Quel rapport donc avec l’agriculture? On a parlé suffisamment de valeur ajoutée. Il y a toujours de la poésie là quand on enlève même l’utilité de ce vin (qu’il soit toujours en état d’être bu par exemple) au moment de lui fixer un prix? A ce moment-là, le vin a échappé au triste sort des matières premières, tellement primaires, et cela est advenu grâce à une conjonction de faits de civilisation qui s’appellent bouteille, étiquette, cave, restaurant, sommelier, chroniqueur, surtout littérature. Imaginons donc une carotte dans une boite à l’hygrométrie contrôlée, avec son étiquette et la date de mise en boîte, l’origine et le nom du cultivateur, la spéculation qui s’ensuit. Pour ce qui touche au vin je peux me définir plutôt par tout ce que je ne suis pas. Je ne suis pas vigneron, je ne suis pas œnologue, je ne suis pas sommelier. Et je ne suis même pas un chroniqueur de vin, du moins si l’on entend par cela un juge au palais plus affûté que l’ordinateur capable non seulement d’en déceler les vertus et les défauts présents dans la coupe, au bout d’une bouchée, mais aussi de prophétiser le futur dudit vin.

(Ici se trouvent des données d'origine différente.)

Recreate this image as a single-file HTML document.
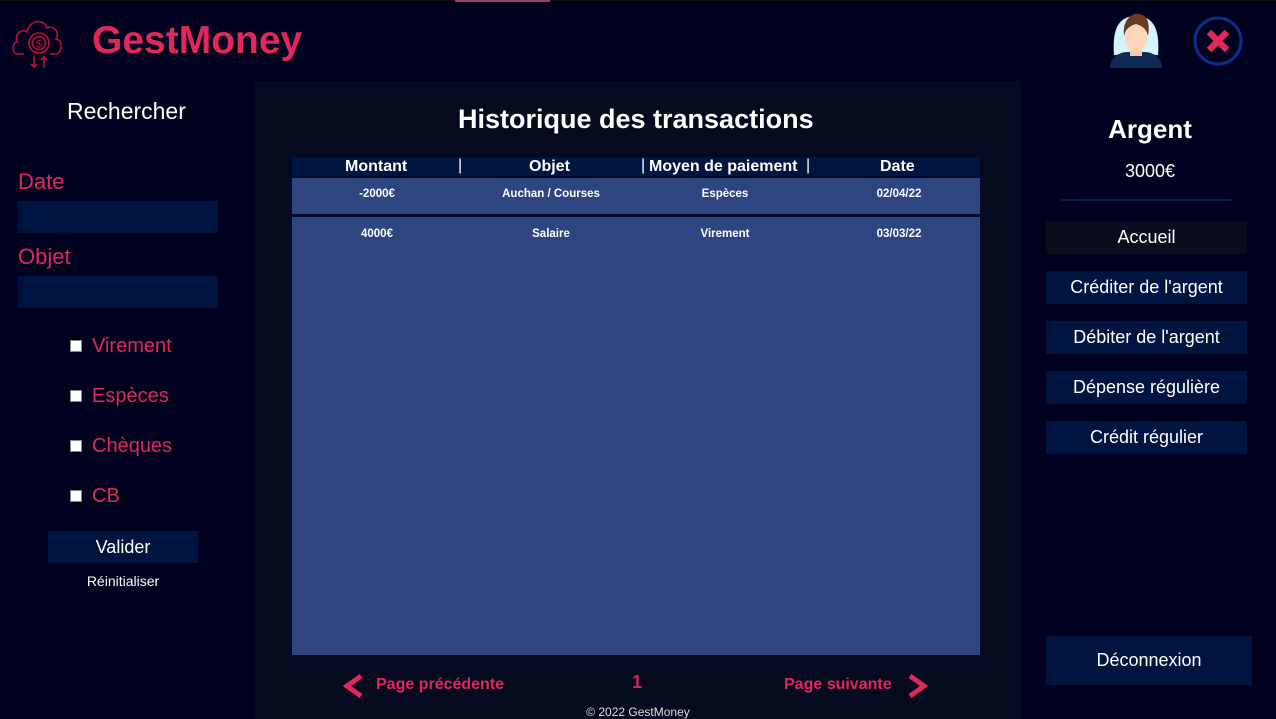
<!DOCTYPE html>
<html><head><meta charset="utf-8"><style>
*{margin:0;padding:0;box-sizing:border-box}
body{width:1276px;height:719px;background:#00011e;font-family:"Liberation Sans",sans-serif;position:relative;overflow:hidden;color:#fff}
.a{position:absolute}
.red{color:#e0285a}
.inp{background:#001440;width:200px;height:32px;left:18px}
.cb{width:12px;height:12px;background:#fff;border:1px solid #888;left:70px}
.lab{left:92px;font-size:20px;color:#e0285a}
.btn{background:#001440;width:201px;height:33px;left:1046px;font-size:18px;text-align:center;line-height:33px}
.cell{position:absolute;font-size:11.5px;font-weight:bold;text-align:center;width:170px}
</style></head><body>
<div class="a" style="left:0;top:0;width:1276px;height:1px;background:#111"></div>
<div class="a" style="left:455px;top:0;width:95px;height:2px;background:#a04060"></div>
<svg class="a" style="left:10px;top:12px" width="60" height="60" viewBox="0 0 60 60" fill="none" stroke="#c01030" stroke-width="1.6">
<path d="M14 42 H8 C2 42 1 32 7 30 C4 22 12 16 17 20 C19 8 34 6 37 16 C44 13 50 20 46 27 C53 28 53 40 46 42 H40"/>
<circle cx="29" cy="31" r="10"/><circle cx="29" cy="31" r="6.5"/>
<text x="29" y="35.5" font-size="11" fill="#c01030" stroke="none" text-anchor="middle" font-family="Liberation Sans">$</text>
<path d="M24 44 V55 M21 52 L24 55 L27 52 M34 56 V45 M31 48 L34 45 L37 48"/>
</svg>
<div class="a red" style="left:92px;top:19px;font-size:39px;font-weight:bold">GestMoney</div>
<svg class="a" style="left:1108px;top:10px" width="56" height="58" viewBox="0 0 56 58">
<path d="M6 45 C4 20 10 6 28 6 C46 6 52 20 50 45 Z" fill="#d6f4fc"/>
<path d="M2 58 C2 48 10 42 20 42 H36 C46 42 54 48 54 58 Z" fill="#0f2a55"/>
<rect x="22" y="36" width="12" height="10" fill="#f4c7a4"/>
<ellipse cx="28" cy="28" rx="11" ry="14" fill="#fdd7b8"/>
<path d="M16 26 C14 10 24 2 32 4 C40 6 42 14 40 26 C38 18 34 16 28 14 C22 16 18 18 16 26Z" fill="#6a3a22"/>
</svg>
<svg class="a" style="left:1193px;top:16px" width="50" height="50" viewBox="0 0 50 50">
<circle cx="25" cy="25" r="23" fill="none" stroke="#0a2e8a" stroke-width="3"/>
<path d="M16 16 L34 34 M34 16 L16 34" stroke="#e0285a" stroke-width="6.5"/>
</svg>

<div class="a" style="left:67px;top:98px;font-size:23px">Rechercher</div>
<div class="a red" style="left:18px;top:169px;font-size:22px">Date</div>
<div class="a inp" style="top:201px"></div>
<div class="a red" style="left:18px;top:244px;font-size:22px">Objet</div>
<div class="a inp" style="top:276px"></div>
<div class="a cb" style="top:340px"></div><div class="a lab" style="top:335px">Virement</div>
<div class="a cb" style="top:390px"></div><div class="a lab" style="top:385px">Espèces</div>
<div class="a cb" style="top:440px"></div><div class="a lab" style="top:435px">Chèques</div>
<div class="a cb" style="top:490px"></div><div class="a lab" style="top:485px">CB</div>
<div class="a" style="left:48px;top:531px;width:150px;height:32px;background:#001440;text-align:center;line-height:32px;font-size:18px">Valider</div>
<div class="a" style="left:48px;top:573px;width:150px;text-align:center;font-size:14px">Réinitialiser</div>

<div class="a" style="left:255px;top:81px;width:766px;height:638px;background:#060a1e"></div>
<div class="a" style="left:458px;top:104px;font-size:27px;font-weight:bold">Historique des transactions</div>
<div class="a" style="left:290px;top:155px;width:692px;height:502px;background:#000a28"></div>
<div class="a" style="left:292px;top:157px;width:688px;height:19px;background:#001440"></div>
<div class="a" style="left:292px;top:178px;width:688px;height:36px;background:#2e4580"></div>
<div class="a" style="left:292px;top:217px;width:688px;height:438px;background:#2e4580"></div>
<div class="a" style="top:158px;left:292px;width:688px;font-size:16px;font-weight:bold;height:19px">
<span class="a" style="left:53px;top:0">Montant</span>
<span class="a" style="left:166px;top:-1px;font-weight:normal">|</span>
<span class="a" style="left:237px;top:0">Objet</span>
<span class="a" style="left:349px;top:-1px;font-weight:normal">|</span>
<span class="a" style="left:357px;top:0">Moyen de paiement</span>
<span class="a" style="left:514px;top:-1px;font-weight:normal">|</span>
<span class="a" style="left:588px;top:0">Date</span>
</div>
<div class="cell" style="left:292px;top:188px">-2000€</div>
<div class="cell" style="left:466px;top:188px">Auchan / Courses</div>
<div class="cell" style="left:640px;top:188px">Espèces</div>
<div class="cell" style="left:814px;top:188px">02/04/22</div>
<div class="cell" style="left:292px;top:228px">4000€</div>
<div class="cell" style="left:466px;top:228px">Salaire</div>
<div class="cell" style="left:640px;top:228px">Virement</div>
<div class="cell" style="left:814px;top:228px">03/03/22</div>

<svg class="a" style="left:342px;top:674px" width="22" height="24"><path d="M19 2 L5 12 L19 22" stroke="#e0285a" stroke-width="5" fill="none"/></svg>
<div class="a red" style="left:376px;top:676px;font-size:16px;font-weight:bold">Page précédente</div>
<div class="a red" style="left:632px;top:672px;font-size:18px;font-weight:bold;color:#c8285a">1</div>
<div class="a red" style="left:784px;top:676px;font-size:16px;font-weight:bold">Page suivante</div>
<svg class="a" style="left:907px;top:674px" width="22" height="24"><path d="M3 2 L17 12 L3 22" stroke="#e0285a" stroke-width="5" fill="none"/></svg>
<div class="a" style="left:255px;top:705px;width:766px;text-align:center;font-size:12px;color:#ddd">© 2022 GestMoney</div>

<div class="a" style="left:1046px;top:114px;width:208px;text-align:center;font-size:26px;font-weight:bold">Argent</div>
<div class="a" style="left:1046px;top:161px;width:208px;text-align:center;font-size:18px">3000€</div>
<div class="a" style="left:1061px;top:199px;width:170px;height:2px;background:#0a1e4a"></div>
<div class="a btn" style="top:221px;background:#0a0d1c">Accueil</div>
<div class="a btn" style="top:271px">Créditer de l'argent</div>
<div class="a btn" style="top:321px">Débiter de l'argent</div>
<div class="a btn" style="top:371px">Dépense régulière</div>
<div class="a btn" style="top:421px">Crédit régulier</div>
<div class="a" style="left:1046px;top:636px;width:206px;height:49px;background:#001440;text-align:center;line-height:49px;font-size:18px">Déconnexion</div>
</body></html>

Serais-je, donc, moi, l’auteur malgré tout de centaines de chroniques, un œnophile chronique? Un journaliste plutôt et toujours, ce curieux-là qui s’occupe aussi et pourquoi pas du vin, tout en essayant de se préoccuper du consommateur que nous sommes tous. Personnellement je ne crois pas aux petits vins de tous les jours simplement parce que tous les jours j’aime boire des grands vins, même s’ils ne sont pas ruineux. Pour grand vin j’entend donc ce que je trouve dans mon verre au delà du prestige et du prix, des valeurs toujours métaphysiques; un vin dont l’apogée objective coïncide avec mon goût subjectif. Une seule certitude enfin: je suis journaliste parce que j’avais en moi la curiosité des autres, donnée basique, et une certaine soif de connaissances. Disons que, en grande partie grâce à plusieurs d’entre vous, j’ai pu épancher des soifs bien plus concrètes.